## [PROBLEM]
Write out every entry exactly as given, but omit the pictures.
* begin SUPPLIED MATERIAL *
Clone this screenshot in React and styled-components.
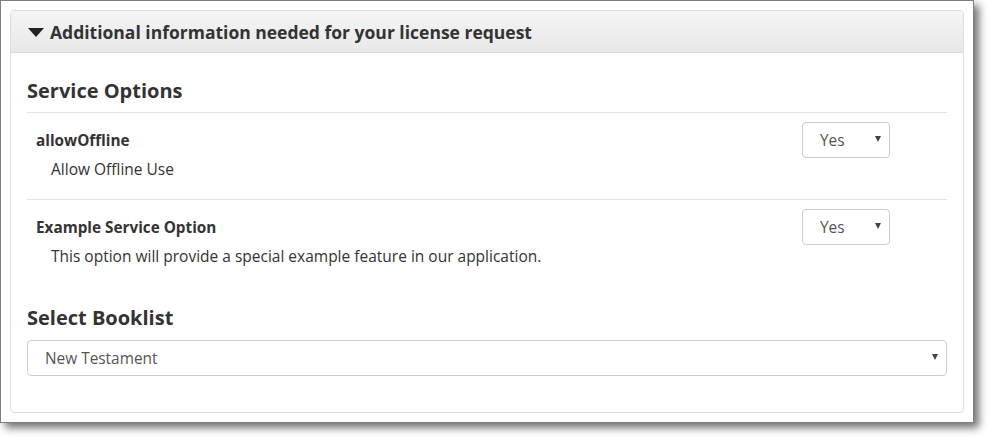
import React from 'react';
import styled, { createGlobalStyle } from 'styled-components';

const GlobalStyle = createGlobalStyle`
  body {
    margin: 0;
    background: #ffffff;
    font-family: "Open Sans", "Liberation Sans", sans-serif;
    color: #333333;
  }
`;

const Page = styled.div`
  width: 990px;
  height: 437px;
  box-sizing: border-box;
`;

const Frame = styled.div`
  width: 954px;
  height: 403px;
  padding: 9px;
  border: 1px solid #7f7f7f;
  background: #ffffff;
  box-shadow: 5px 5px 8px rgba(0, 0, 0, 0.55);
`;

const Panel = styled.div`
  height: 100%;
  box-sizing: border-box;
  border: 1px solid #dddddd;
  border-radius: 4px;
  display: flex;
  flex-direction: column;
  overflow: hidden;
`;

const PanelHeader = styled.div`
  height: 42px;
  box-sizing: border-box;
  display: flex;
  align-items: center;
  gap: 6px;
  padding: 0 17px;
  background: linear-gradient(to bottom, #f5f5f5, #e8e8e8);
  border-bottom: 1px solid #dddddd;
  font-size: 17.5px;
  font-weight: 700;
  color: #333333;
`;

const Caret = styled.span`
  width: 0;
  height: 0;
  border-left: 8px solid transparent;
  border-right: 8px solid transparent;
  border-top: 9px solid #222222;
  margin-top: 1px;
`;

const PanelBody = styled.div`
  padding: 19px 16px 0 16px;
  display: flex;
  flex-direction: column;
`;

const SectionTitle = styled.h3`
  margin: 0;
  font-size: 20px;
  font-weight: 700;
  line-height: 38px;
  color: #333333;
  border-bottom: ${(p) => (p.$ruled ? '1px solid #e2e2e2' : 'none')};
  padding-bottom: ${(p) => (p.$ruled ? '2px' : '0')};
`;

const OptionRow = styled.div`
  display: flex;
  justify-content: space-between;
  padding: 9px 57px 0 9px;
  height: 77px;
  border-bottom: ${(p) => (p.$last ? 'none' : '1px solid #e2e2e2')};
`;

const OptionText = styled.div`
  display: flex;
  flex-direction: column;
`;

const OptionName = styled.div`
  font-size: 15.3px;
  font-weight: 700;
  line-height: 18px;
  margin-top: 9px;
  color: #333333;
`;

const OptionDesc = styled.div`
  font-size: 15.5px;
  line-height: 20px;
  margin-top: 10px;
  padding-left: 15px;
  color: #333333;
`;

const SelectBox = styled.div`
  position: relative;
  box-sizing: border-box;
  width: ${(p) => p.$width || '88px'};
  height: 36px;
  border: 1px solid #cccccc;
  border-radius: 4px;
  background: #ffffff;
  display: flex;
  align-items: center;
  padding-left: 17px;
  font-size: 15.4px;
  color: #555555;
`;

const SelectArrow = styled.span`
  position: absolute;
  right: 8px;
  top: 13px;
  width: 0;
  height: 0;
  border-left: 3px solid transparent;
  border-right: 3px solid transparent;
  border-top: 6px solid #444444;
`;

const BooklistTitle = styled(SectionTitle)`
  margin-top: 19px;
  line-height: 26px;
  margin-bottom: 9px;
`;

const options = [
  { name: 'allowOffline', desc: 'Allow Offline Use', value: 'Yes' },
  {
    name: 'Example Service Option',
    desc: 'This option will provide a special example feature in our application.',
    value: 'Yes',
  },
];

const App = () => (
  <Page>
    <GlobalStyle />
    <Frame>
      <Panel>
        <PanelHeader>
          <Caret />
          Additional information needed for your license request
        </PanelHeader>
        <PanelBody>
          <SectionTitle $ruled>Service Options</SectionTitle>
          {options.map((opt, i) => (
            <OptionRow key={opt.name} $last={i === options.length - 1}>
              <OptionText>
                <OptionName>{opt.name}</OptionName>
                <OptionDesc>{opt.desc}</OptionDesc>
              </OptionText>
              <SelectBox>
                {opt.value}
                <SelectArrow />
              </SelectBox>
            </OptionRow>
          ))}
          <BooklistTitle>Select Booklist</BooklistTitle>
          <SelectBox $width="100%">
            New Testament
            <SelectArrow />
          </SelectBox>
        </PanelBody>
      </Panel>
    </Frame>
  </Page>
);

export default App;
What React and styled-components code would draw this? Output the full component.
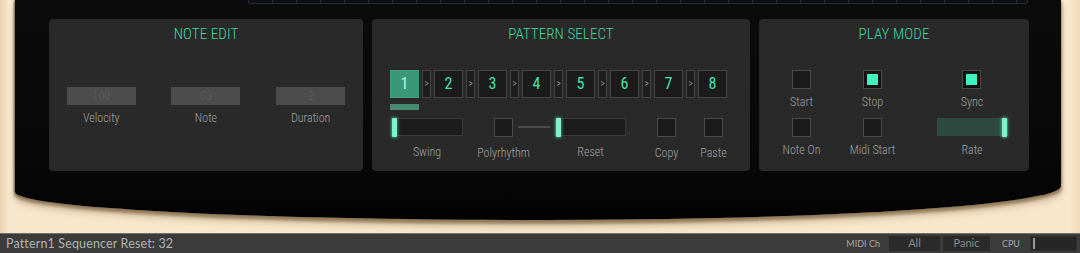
* end SUPPLIED MATERIAL *
## [WORKED ANSWER]
Clone this screenshot in React and styled-components.
import React from 'react';
import styled, { createGlobalStyle } from 'styled-components';

const GlobalStyle = createGlobalStyle`
  body {
    margin: 0;
    background: #ffffff;
    font-family: "Open Sans", "Liberation Sans", sans-serif;
    color: #333333;
  }
`;

const Page = styled.div`
  width: 990px;
  height: 437px;
  box-sizing: border-box;
`;

const Frame = styled.div`
  width: 954px;
  height: 403px;
  padding: 9px;
  border: 1px solid #7f7f7f;
  background: #ffffff;
  box-shadow: 5px 5px 8px rgba(0, 0, 0, 0.55);
`;

const Panel = styled.div`
  height: 100%;
  box-sizing: border-box;
  border: 1px solid #dddddd;
  border-radius: 4px;
  display: flex;
  flex-direction: column;
  overflow: hidden;
`;

const PanelHeader = styled.div`
  height: 42px;
  box-sizing: border-box;
  display: flex;
  align-items: center;
  gap: 6px;
  padding: 0 17px;
  background: linear-gradient(to bottom, #f5f5f5, #e8e8e8);
  border-bottom: 1px solid #dddddd;
  font-size: 17.5px;
  font-weight: 700;
  color: #333333;
`;

const Caret = styled.span`
  width: 0;
  height: 0;
  border-left: 8px solid transparent;
  border-right: 8px solid transparent;
  border-top: 9px solid #222222;
  margin-top: 1px;
`;

const PanelBody = styled.div`
  padding: 19px 16px 0 16px;
  display: flex;
  flex-direction: column;
`;

const SectionTitle = styled.h3`
  margin: 0;
  font-size: 20px;
  font-weight: 700;
  line-height: 38px;
  color: #333333;
  border-bottom: ${(p) => (p.$ruled ? '1px solid #e2e2e2' : 'none')};
  padding-bottom: ${(p) => (p.$ruled ? '2px' : '0')};
`;

const OptionRow = styled.div`
  display: flex;
  justify-content: space-between;
  padding: 9px 57px 0 9px;
  height: 77px;
  border-bottom: ${(p) => (p.$last ? 'none' : '1px solid #e2e2e2')};
`;

const OptionText = styled.div`
  display: flex;
  flex-direction: column;
`;

const OptionName = styled.div`
  font-size: 15.3px;
  font-weight: 700;
  line-height: 18px;
  margin-top: 9px;
  color: #333333;
`;

const OptionDesc = styled.div`
  font-size: 15.5px;
  line-height: 20px;
  margin-top: 10px;
  padding-left: 15px;
  color: #333333;
`;

const SelectBox = styled.div`
  position: relative;
  box-sizing: border-box;
  width: ${(p) => p.$width || '88px'};
  height: 36px;
  border: 1px solid #cccccc;
  border-radius: 4px;
  background: #ffffff;
  display: flex;
  align-items: center;
  padding-left: 17px;
  font-size: 15.4px;
  color: #555555;
`;

const SelectArrow = styled.span`
  position: absolute;
  right: 8px;
  top: 13px;
  width: 0;
  height: 0;
  border-left: 3px solid transparent;
  border-right: 3px solid transparent;
  border-top: 6px solid #444444;
`;

const BooklistTitle = styled(SectionTitle)`
  margin-top: 19px;
  line-height: 26px;
  margin-bottom: 9px;
`;

const options = [
  { name: 'allowOffline', desc: 'Allow Offline Use', value: 'Yes' },
  {
    name: 'Example Service Option',
    desc: 'This option will provide a special example feature in our application.',
    value: 'Yes',
  },
];

const App = () => (
  <Page>
    <GlobalStyle />
    <Frame>
      <Panel>
        <PanelHeader>
          <Caret />
          Additional information needed for your license request
        </PanelHeader>
        <PanelBody>
          <SectionTitle $ruled>Service Options</SectionTitle>
          {options.map((opt, i) => (
            <OptionRow key={opt.name} $last={i === options.length - 1}>
              <OptionText>
                <OptionName>{opt.name}</OptionName>
                <OptionDesc>{opt.desc}</OptionDesc>
              </OptionText>
              <SelectBox>
                {opt.value}
                <SelectArrow />
              </SelectBox>
            </OptionRow>
          ))}
          <BooklistTitle>Select Booklist</BooklistTitle>
          <SelectBox $width="100%">
            New Testament
            <SelectArrow />
          </SelectBox>
        </PanelBody>
      </Panel>
    </Frame>
  </Page>
);

export default App;
What React and styled-components code would draw this? Output the full component.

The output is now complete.